NPR recently posted their Best Music of 2015 roundup (click on the photo above to check it out), and just seeing that triggered a bit of sadness in me. Every year I wait for it to go live – it’s become the soundtrack of my late night work sessions during the Christmas season. It’s not that I’m having any sort of shortage on late nights around here, it’s just that I’m not spending any of those hours doing things like this:
I’ll write in more detail about this later, but this year I’m not churning out one hundred handcut cards. I had an idea for cards this year that I loved, but once my grandfather fell ill a few weeks ago and then passed away – well, the idea just felt really hollow, and I knew my heart wasn’t going to be in it. And I really have to feel strongly about what I’m making in order to sit down and do the work for so many hours on end. I remember how numb we were two years ago, right after my niece died. I couldn’t imagine sitting at a table by myself each night for several weeks. Our family only functioned that season by piling into the same room and hunkering down together. But I was able to turn some of those long, hard hours into something beautiful like her – I just shifted the way I usually do things, and I cut evergreen branches out of paper with scissors as I sat with my family close beside me.

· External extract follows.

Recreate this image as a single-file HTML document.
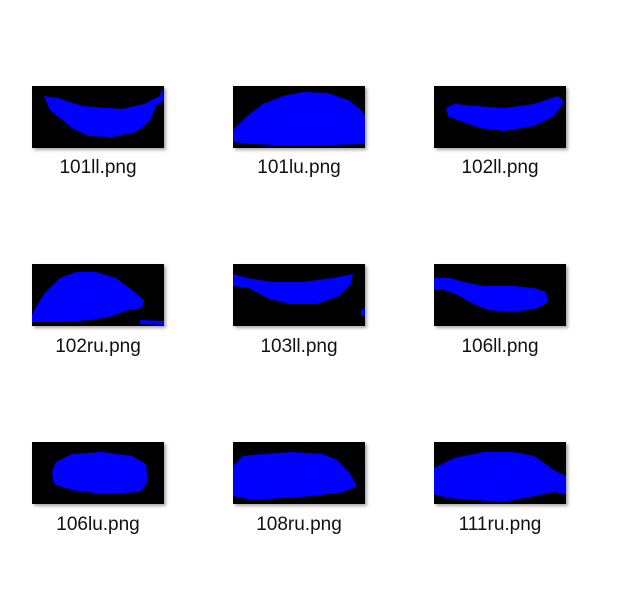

It’s been harder for me to come up with an alternative idea this year. And since we traveled out of state three times over four weeks, there really hasn’t been a lot of time (or energy) to get started. But late last week I did come up with an idea for a New Year’s card – and I’ve got that in the works now. I worked on the design for it, but I’m having it printed by someone else. It’s nothing like the intricate cards of past holidays, but I’m okay with that.
There will be new ideas again – that’s the one thing I can count on. The thought of that brings me great joy, even in this quieter season of reflection and grief.